* [AIM OF THE EXERCISE]
Word for word, copy all the data and drop the pictures.

* [DATASET EXCERPT]
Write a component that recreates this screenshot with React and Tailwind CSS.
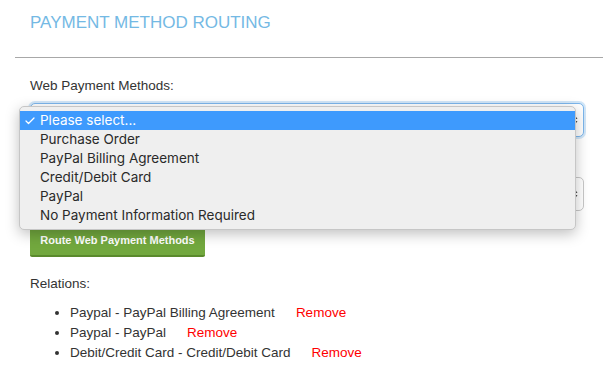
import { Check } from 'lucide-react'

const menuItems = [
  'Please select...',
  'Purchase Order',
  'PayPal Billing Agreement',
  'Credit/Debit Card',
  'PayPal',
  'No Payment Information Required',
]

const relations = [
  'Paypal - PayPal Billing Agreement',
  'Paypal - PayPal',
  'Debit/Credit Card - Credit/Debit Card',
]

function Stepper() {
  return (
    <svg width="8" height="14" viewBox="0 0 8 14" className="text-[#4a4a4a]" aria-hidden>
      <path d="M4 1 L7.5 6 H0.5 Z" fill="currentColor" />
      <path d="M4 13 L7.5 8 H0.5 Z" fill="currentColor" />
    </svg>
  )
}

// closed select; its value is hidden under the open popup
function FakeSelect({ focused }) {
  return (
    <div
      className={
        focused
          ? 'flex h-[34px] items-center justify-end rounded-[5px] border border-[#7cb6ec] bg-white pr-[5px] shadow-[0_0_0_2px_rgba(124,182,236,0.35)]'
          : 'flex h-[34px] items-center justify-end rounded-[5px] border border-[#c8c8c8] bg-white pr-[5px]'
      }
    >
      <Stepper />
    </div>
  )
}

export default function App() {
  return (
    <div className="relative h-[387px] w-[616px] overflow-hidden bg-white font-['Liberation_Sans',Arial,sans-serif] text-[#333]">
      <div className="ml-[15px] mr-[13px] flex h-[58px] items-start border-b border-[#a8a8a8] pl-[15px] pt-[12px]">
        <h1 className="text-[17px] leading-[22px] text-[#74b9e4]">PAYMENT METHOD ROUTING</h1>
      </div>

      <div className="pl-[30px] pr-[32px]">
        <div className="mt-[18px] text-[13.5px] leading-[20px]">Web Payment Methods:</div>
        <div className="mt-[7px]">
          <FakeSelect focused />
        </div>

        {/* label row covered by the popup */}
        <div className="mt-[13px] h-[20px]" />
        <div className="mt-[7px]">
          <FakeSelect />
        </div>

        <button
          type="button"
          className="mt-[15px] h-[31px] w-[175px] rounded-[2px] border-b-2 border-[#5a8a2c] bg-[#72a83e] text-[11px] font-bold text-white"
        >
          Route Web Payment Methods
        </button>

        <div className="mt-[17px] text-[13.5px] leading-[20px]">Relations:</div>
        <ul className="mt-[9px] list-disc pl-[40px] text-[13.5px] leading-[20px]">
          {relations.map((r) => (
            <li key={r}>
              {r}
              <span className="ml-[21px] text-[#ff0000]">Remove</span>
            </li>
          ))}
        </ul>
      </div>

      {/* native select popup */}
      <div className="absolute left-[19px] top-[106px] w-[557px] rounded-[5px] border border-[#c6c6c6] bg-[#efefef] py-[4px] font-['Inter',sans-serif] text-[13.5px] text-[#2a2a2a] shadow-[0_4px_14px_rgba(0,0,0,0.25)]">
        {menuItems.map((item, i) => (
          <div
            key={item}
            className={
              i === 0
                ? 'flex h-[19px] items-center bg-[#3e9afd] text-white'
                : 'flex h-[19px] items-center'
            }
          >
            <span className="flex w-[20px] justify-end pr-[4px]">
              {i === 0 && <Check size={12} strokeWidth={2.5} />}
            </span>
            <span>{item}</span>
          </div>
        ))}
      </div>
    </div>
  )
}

* [ANSWER TO THIS EXERCISE]
Write a component that recreates this screenshot with React and Tailwind CSS.
import { Check } from 'lucide-react'

const menuItems = [
  'Please select...',
  'Purchase Order',
  'PayPal Billing Agreement',
  'Credit/Debit Card',
  'PayPal',
  'No Payment Information Required',
]

const relations = [
  'Paypal - PayPal Billing Agreement',
  'Paypal - PayPal',
  'Debit/Credit Card - Credit/Debit Card',
]

function Stepper() {
  return (
    <svg width="8" height="14" viewBox="0 0 8 14" className="text-[#4a4a4a]" aria-hidden>
      <path d="M4 1 L7.5 6 H0.5 Z" fill="currentColor" />
      <path d="M4 13 L7.5 8 H0.5 Z" fill="currentColor" />
    </svg>
  )
}

// closed select; its value is hidden under the open popup
function FakeSelect({ focused }) {
  return (
    <div
      className={
        focused
          ? 'flex h-[34px] items-center justify-end rounded-[5px] border border-[#7cb6ec] bg-white pr-[5px] shadow-[0_0_0_2px_rgba(124,182,236,0.35)]'
          : 'flex h-[34px] items-center justify-end rounded-[5px] border border-[#c8c8c8] bg-white pr-[5px]'
      }
    >
      <Stepper />
    </div>
  )
}

export default function App() {
  return (
    <div className="relative h-[387px] w-[616px] overflow-hidden bg-white font-['Liberation_Sans',Arial,sans-serif] text-[#333]">
      <div className="ml-[15px] mr-[13px] flex h-[58px] items-start border-b border-[#a8a8a8] pl-[15px] pt-[12px]">
        <h1 className="text-[17px] leading-[22px] text-[#74b9e4]">PAYMENT METHOD ROUTING</h1>
      </div>

      <div className="pl-[30px] pr-[32px]">
        <div className="mt-[18px] text-[13.5px] leading-[20px]">Web Payment Methods:</div>
        <div className="mt-[7px]">
          <FakeSelect focused />
        </div>

        {/* label row covered by the popup */}
        <div className="mt-[13px] h-[20px]" />
        <div className="mt-[7px]">
          <FakeSelect />
        </div>

        <button
          type="button"
          className="mt-[15px] h-[31px] w-[175px] rounded-[2px] border-b-2 border-[#5a8a2c] bg-[#72a83e] text-[11px] font-bold text-white"
        >
          Route Web Payment Methods
        </button>

        <div className="mt-[17px] text-[13.5px] leading-[20px]">Relations:</div>
        <ul className="mt-[9px] list-disc pl-[40px] text-[13.5px] leading-[20px]">
          {relations.map((r) => (
            <li key={r}>
              {r}
              <span className="ml-[21px] text-[#ff0000]">Remove</span>
            </li>
          ))}
        </ul>
      </div>

      {/* native select popup */}
      <div className="absolute left-[19px] top-[106px] w-[557px] rounded-[5px] border border-[#c6c6c6] bg-[#efefef] py-[4px] font-['Inter',sans-serif] text-[13.5px] text-[#2a2a2a] shadow-[0_4px_14px_rgba(0,0,0,0.25)]">
        {menuItems.map((item, i) => (
          <div
            key={item}
            className={
              i === 0
                ? 'flex h-[19px] items-center bg-[#3e9afd] text-white'
                : 'flex h-[19px] items-center'
            }
          >
            <span className="flex w-[20px] justify-end pr-[4px]">
              {i === 0 && <Check size={12} strokeWidth={2.5} />}
            </span>
            <span>{item}</span>
          </div>
        ))}
      </div>
    </div>
  )
}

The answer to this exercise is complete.